• Short task: All of the data should be output character for character, except the pictures.

• Dataset content:
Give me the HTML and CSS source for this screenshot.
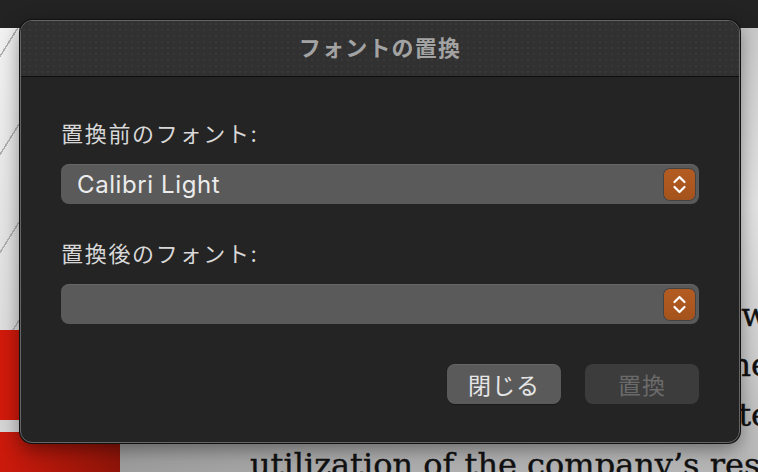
FILE: index.html
```html
<!DOCTYPE html>
<html lang="ja">
<head>
    <meta charset="UTF-8">
    <meta name="viewport" content="width=device-width, initial-scale=1.0">
    <title>フォントの置換</title>
    <link rel="stylesheet" href="styles.css">
</head>
<body>
    <div class="topbar"></div>

    <div class="doc">
        <div class="doc-side">
            <div class="side-lines"></div>
            <div class="side-red"></div>
            <div class="side-strip"></div>
            <div class="side-red side-red-low"></div>
        </div>
        <div class="doc-page">
            <p class="doc-line doc-line-first">in the coming year, our wo</p>
            <p class="doc-line">the goals of everyone</p>
            <p class="doc-line">with a complete</p>
            <p class="doc-line doc-line-left">utilization of the company’s resources</p>
        </div>
    </div>

    <div class="dialog">
        <div class="dialog-title">フォントの置換</div>
        <div class="dialog-body">
            <label class="field-label">置換前のフォント:</label>
            <div class="popup">
                <span class="popup-value">Calibri Light</span>
                <span class="stepper">
                    <svg width="31" height="31" viewBox="0 0 31 31">
                        <path d="M10.5 13 L15.5 8 L20.5 13" fill="none" stroke="#fff" stroke-width="2.2" stroke-linecap="round" stroke-linejoin="round"/>
                        <path d="M10.5 18 L15.5 23 L20.5 18" fill="none" stroke="#fff" stroke-width="2.2" stroke-linecap="round" stroke-linejoin="round"/>
                    </svg>
                </span>
            </div>

            <label class="field-label field-label-second">置換後のフォント:</label>
            <div class="popup">
                <span class="popup-value"></span>
                <span class="stepper">
                    <svg width="31" height="31" viewBox="0 0 31 31">
                        <path d="M10.5 13 L15.5 8 L20.5 13" fill="none" stroke="#fff" stroke-width="2.2" stroke-linecap="round" stroke-linejoin="round"/>
                        <path d="M10.5 18 L15.5 23 L20.5 18" fill="none" stroke="#fff" stroke-width="2.2" stroke-linecap="round" stroke-linejoin="round"/>
                    </svg>
                </span>
            </div>

            <div class="buttons">
                <button class="btn">閉じる</button>
                <button class="btn btn-disabled" disabled>置換</button>
            </div>
        </div>
    </div>
</body>
</html>
```

FILE: styles.css
```css
/* Dark macOS sheet over a document */
html, body {
    margin: 0;
    padding: 0;
    height: 100%;
    overflow: hidden;
}

body {
    background: #242424;
    font-family: Inter, "Noto Sans CJK JP", sans-serif;
    position: relative;
}

.topbar {
    height: 28px;
    background: #232323;
}

.doc {
    display: flex;
    height: 444px;
}

.doc-side {
    width: 120px;
    display: flex;
    flex-direction: column;
    flex-shrink: 0;
}

.side-lines {
    height: 302px;
    background:
        repeating-linear-gradient(-58deg, transparent 0 38px, #b0b0b0 38px 39.5px, transparent 39.5px 52px),
        linear-gradient(#f2f2f2, #dedede);
}

.side-red {
    height: 90px;
    background: linear-gradient(90deg, #d21a0c, #c3150a);
}

.side-strip {
    height: 12px;
    background: #d6d6d6;
}

.side-red-low {
    flex: 1;
    background: linear-gradient(90deg, #cc1a0c, #8e1409);
}

.doc-page {
    flex: 1;
    background: radial-gradient(ellipse at 100% 40%, #e4e4e4 0%, #cfcfcf 40%, #9c9c9c 100%);
    padding-top: 262px;
    overflow: hidden;
}

.doc-line {
    margin: 0;
    height: 50px;
    line-height: 50px;
    font-family: "DejaVu Serif", serif;
    font-size: 32px;
    -webkit-text-stroke: 0.4px #111;
    color: #111;
    white-space: nowrap;
    text-align: right;
    margin-right: -12px;
}

.doc-line-first {
    margin-right: -30px;
}

.doc-line-left {
    text-align: left;
    margin-left: 130px;
    margin-right: 0;
}

/* the sheet lies over the document */
.dialog {
    position: absolute;
    left: 20px;
    top: 20px;
    width: 720px;
    height: 423px;
    box-sizing: border-box;
    background: #242424;
    border: 1px solid #666;
    border-radius: 12px;
    box-shadow: 0 0 0 1px #111, 0 6px 20px rgba(0, 0, 0, 0.45);
    overflow: hidden;
    display: flex;
    flex-direction: column;
}

.dialog-title {
    height: 55px;
    line-height: 55px;
    text-align: center;
    background-color: #313131;
    background-image: radial-gradient(circle, rgba(255, 255, 255, 0.05) 0.6px, transparent 1px);
    background-size: 6px 6px;
    border-bottom: 1px solid #0e0e0e;
    color: #a3a3a3;
    font-weight: bold;
    font-size: 22px;
    letter-spacing: 1.2px;
}

.dialog-body {
    padding: 46px 40px 0;
    display: flex;
    flex-direction: column;
}

.field-label {
    height: 22px;
    line-height: 22px;
    font-size: 22px;
    color: #d8d8d8;
    letter-spacing: 1.7px;
    margin-bottom: 19px;
}

.field-label-second {
    margin-top: 39px;
}

.popup {
    height: 40px;
    border-radius: 8px;
    background: #5a5a5a;
    box-shadow: inset 0 1px 0 rgba(255, 255, 255, 0.08);
    display: flex;
    align-items: center;
    justify-content: space-between;
    padding: 0 4px 0 16px;
}

.popup-value {
    color: #ececec;
    font-size: 24px;
    letter-spacing: 0.6px;
}

.stepper {
    width: 31px;
    height: 31px;
    border-radius: 6px;
    background: linear-gradient(#b35c22, #a5531c);
    box-shadow: 0 0 0 1px rgba(0, 0, 0, 0.25);
    display: flex;
}

.buttons {
    display: flex;
    justify-content: flex-end;
    gap: 24px;
    margin-top: 40px;
}

.btn {
    width: 114px;
    height: 40px;
    border: none;
    border-radius: 8px;
    background: #5a5a5a;
    box-shadow: inset 0 1px 0 rgba(255, 255, 255, 0.08), 0 1px 1px rgba(0, 0, 0, 0.3);
    color: #e6e6e6;
    font-family: Inter, "Noto Sans CJK JP", sans-serif;
    font-size: 23px;
    letter-spacing: 1px;
    padding: 0;
}

.btn-disabled {
    background: #3c3c3c;
    color: #6a6a6a;
    box-shadow: none;
}
```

• The response:
Give me the HTML and CSS source for this screenshot.
FILE: index.html
```html
<!DOCTYPE html>
<html lang="ja">
<head>
    <meta charset="UTF-8">
    <meta name="viewport" content="width=device-width, initial-scale=1.0">
    <title>フォントの置換</title>
    <link rel="stylesheet" href="styles.css">
</head>
<body>
    <div class="topbar"></div>

    <div class="doc">
        <div class="doc-side">
            <div class="side-lines"></div>
            <div class="side-red"></div>
            <div class="side-strip"></div>
            <div class="side-red side-red-low"></div>
        </div>
        <div class="doc-page">
            <p class="doc-line doc-line-first">in the coming year, our wo</p>
            <p class="doc-line">the goals of everyone</p>
            <p class="doc-line">with a complete</p>
            <p class="doc-line doc-line-left">utilization of the company’s resources</p>
        </div>
    </div>

    <div class="dialog">
        <div class="dialog-title">フォントの置換</div>
        <div class="dialog-body">
            <label class="field-label">置換前のフォント:</label>
            <div class="popup">
                <span class="popup-value">Calibri Light</span>
                <span class="stepper">
                    <svg width="31" height="31" viewBox="0 0 31 31">
                        <path d="M10.5 13 L15.5 8 L20.5 13" fill="none" stroke="#fff" stroke-width="2.2" stroke-linecap="round" stroke-linejoin="round"/>
                        <path d="M10.5 18 L15.5 23 L20.5 18" fill="none" stroke="#fff" stroke-width="2.2" stroke-linecap="round" stroke-linejoin="round"/>
                    </svg>
                </span>
            </div>

            <label class="field-label field-label-second">置換後のフォント:</label>
            <div class="popup">
                <span class="popup-value"></span>
                <span class="stepper">
                    <svg width="31" height="31" viewBox="0 0 31 31">
                        <path d="M10.5 13 L15.5 8 L20.5 13" fill="none" stroke="#fff" stroke-width="2.2" stroke-linecap="round" stroke-linejoin="round"/>
                        <path d="M10.5 18 L15.5 23 L20.5 18" fill="none" stroke="#fff" stroke-width="2.2" stroke-linecap="round" stroke-linejoin="round"/>
                    </svg>
                </span>
            </div>

            <div class="buttons">
                <button class="btn">閉じる</button>
                <button class="btn btn-disabled" disabled>置換</button>
            </div>
        </div>
    </div>
</body>
</html>
```

FILE: styles.css
```css
/* Dark macOS sheet over a document */
html, body {
    margin: 0;
    padding: 0;
    height: 100%;
    overflow: hidden;
}

body {
    background: #242424;
    font-family: Inter, "Noto Sans CJK JP", sans-serif;
    position: relative;
}

.topbar {
    height: 28px;
    background: #232323;
}

.doc {
    display: flex;
    height: 444px;
}

.doc-side {
    width: 120px;
    display: flex;
    flex-direction: column;
    flex-shrink: 0;
}

.side-lines {
    height: 302px;
    background:
        repeating-linear-gradient(-58deg, transparent 0 38px, #b0b0b0 38px 39.5px, transparent 39.5px 52px),
        linear-gradient(#f2f2f2, #dedede);
}

.side-red {
    height: 90px;
    background: linear-gradient(90deg, #d21a0c, #c3150a);
}

.side-strip {
    height: 12px;
    background: #d6d6d6;
}

.side-red-low {
    flex: 1;
    background: linear-gradient(90deg, #cc1a0c, #8e1409);
}

.doc-page {
    flex: 1;
    background: radial-gradient(ellipse at 100% 40%, #e4e4e4 0%, #cfcfcf 40%, #9c9c9c 100%);
    padding-top: 262px;
    overflow: hidden;
}

.doc-line {
    margin: 0;
    height: 50px;
    line-height: 50px;
    font-family: "DejaVu Serif", serif;
    font-size: 32px;
    -webkit-text-stroke: 0.4px #111;
    color: #111;
    white-space: nowrap;
    text-align: right;
    margin-right: -12px;
}

.doc-line-first {
    margin-right: -30px;
}

.doc-line-left {
    text-align: left;
    margin-left: 130px;
    margin-right: 0;
}

/* the sheet lies over the document */
.dialog {
    position: absolute;
    left: 20px;
    top: 20px;
    width: 720px;
    height: 423px;
    box-sizing: border-box;
    background: #242424;
    border: 1px solid #666;
    border-radius: 12px;
    box-shadow: 0 0 0 1px #111, 0 6px 20px rgba(0, 0, 0, 0.45);
    overflow: hidden;
    display: flex;
    flex-direction: column;
}

.dialog-title {
    height: 55px;
    line-height: 55px;
    text-align: center;
    background-color: #313131;
    background-image: radial-gradient(circle, rgba(255, 255, 255, 0.05) 0.6px, transparent 1px);
    background-size: 6px 6px;
    border-bottom: 1px solid #0e0e0e;
    color: #a3a3a3;
    font-weight: bold;
    font-size: 22px;
    letter-spacing: 1.2px;
}

.dialog-body {
    padding: 46px 40px 0;
    display: flex;
    flex-direction: column;
}

.field-label {
    height: 22px;
    line-height: 22px;
    font-size: 22px;
    color: #d8d8d8;
    letter-spacing: 1.7px;
    margin-bottom: 19px;
}

.field-label-second {
    margin-top: 39px;
}

.popup {
    height: 40px;
    border-radius: 8px;
    background: #5a5a5a;
    box-shadow: inset 0 1px 0 rgba(255, 255, 255, 0.08);
    display: flex;
    align-items: center;
    justify-content: space-between;
    padding: 0 4px 0 16px;
}

.popup-value {
    color: #ececec;
    font-size: 24px;
    letter-spacing: 0.6px;
}

.stepper {
    width: 31px;
    height: 31px;
    border-radius: 6px;
    background: linear-gradient(#b35c22, #a5531c);
    box-shadow: 0 0 0 1px rgba(0, 0, 0, 0.25);
    display: flex;
}

.buttons {
    display: flex;
    justify-content: flex-end;
    gap: 24px;
    margin-top: 40px;
}

.btn {
    width: 114px;
    height: 40px;
    border: none;
    border-radius: 8px;
    background: #5a5a5a;
    box-shadow: inset 0 1px 0 rgba(255, 255, 255, 0.08), 0 1px 1px rgba(0, 0, 0, 0.3);
    color: #e6e6e6;
    font-family: Inter, "Noto Sans CJK JP", sans-serif;
    font-size: 23px;
    letter-spacing: 1px;
    padding: 0;
}

.btn-disabled {
    background: #3c3c3c;
    color: #6a6a6a;
    box-shadow: none;
}
```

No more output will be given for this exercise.